Rammage’s maiden name was Short, but an in-depth genealogical search showed her she wasn’t related. Rammage first met Jeffrey Short in 2006 after she had back surgery and her doctor ordered her to walk every day. She introduced herself to him while he was sitting on the bench outside City Hall, and he introduced himself as Jehovah.
He began to call her “one of the mayors.” He liked to write on adding machine tape. Once she asked him for some of it, and he gave her an 8 inch piece that was covered in words that indicated how disordered his thinking was. He had written “MAWELTORO,” and “them against me need special investigating them and me said siren” and several other words and phrases that don’t make sense. He referenced a place where he wrote his mother lived “now,” apparently unaware that she died decades ago.
At that time, he ate breakfast every day at the Daily Grind, a cafe that was across the street from City Hall but has since closed down. Later, he became upset when a friend wasn’t allowed to eat there too. He went into a rage and knocked things off the counter, Rammage said. The cafe owners quickly were relabeled in his mind as part of a communist conspiracy against him.

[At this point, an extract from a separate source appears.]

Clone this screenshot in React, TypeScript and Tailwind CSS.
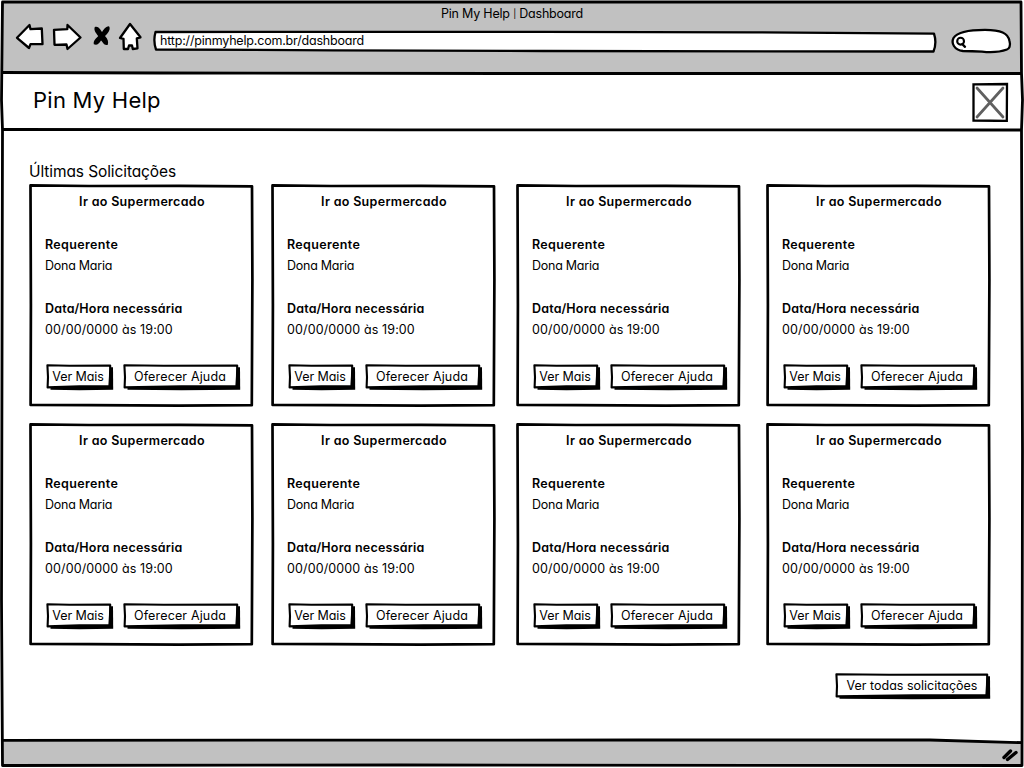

The Roseburg Rescue Mission too, she said, became part of the communist conspiracy in his mind.
Eventually, so did Rammage.
For years after Short stopped eating at the Daily Grind, Rammage brought him hot breakfasts she made herself — oatmeal, hot tea with lots of sugar and a banana. She sometimes gave him new sleeping bags or other items to help him stay warm and dry.
But one day in 2012, she carried a Chinese green tea in place of her usual Red Rose tea and he decided she, too, was a communist. She thinks maybe the Chinese words on the tag set him off.
After that, she didn’t feel comfortable continuing to help him. But she still worries about him, and wishes he could get help. Unfortunately, she said, he’d likely assume that anyone at an agency who could help him is a communist too.
Eight years ago, Rammage communicated with Short’s half sister, who was living in Washington. The half sister, Sharon Short Gostomski, had not heard from Short in 30 years. She emailed information to Rammage about Short’s background and family tree that matched the information given to us by the local relative. Gostomski died in 2016.
Rammage finds it heartbreaking that Short lives the way he does.
“He literally fell through the cracks and the streets became his home,” she said.
The relative we spoke to said Short has had a very, very hard life.
“When you live on the street with nothing and you live out of garbage cans and you sleep in the briar patch and you sleep under a bridge all your life, basically, that’s hard,” the relative said.
The relative said it hurts to watch, but Short won’t accept any help other than food.
“What do you do other than shed a tear?” the relative said.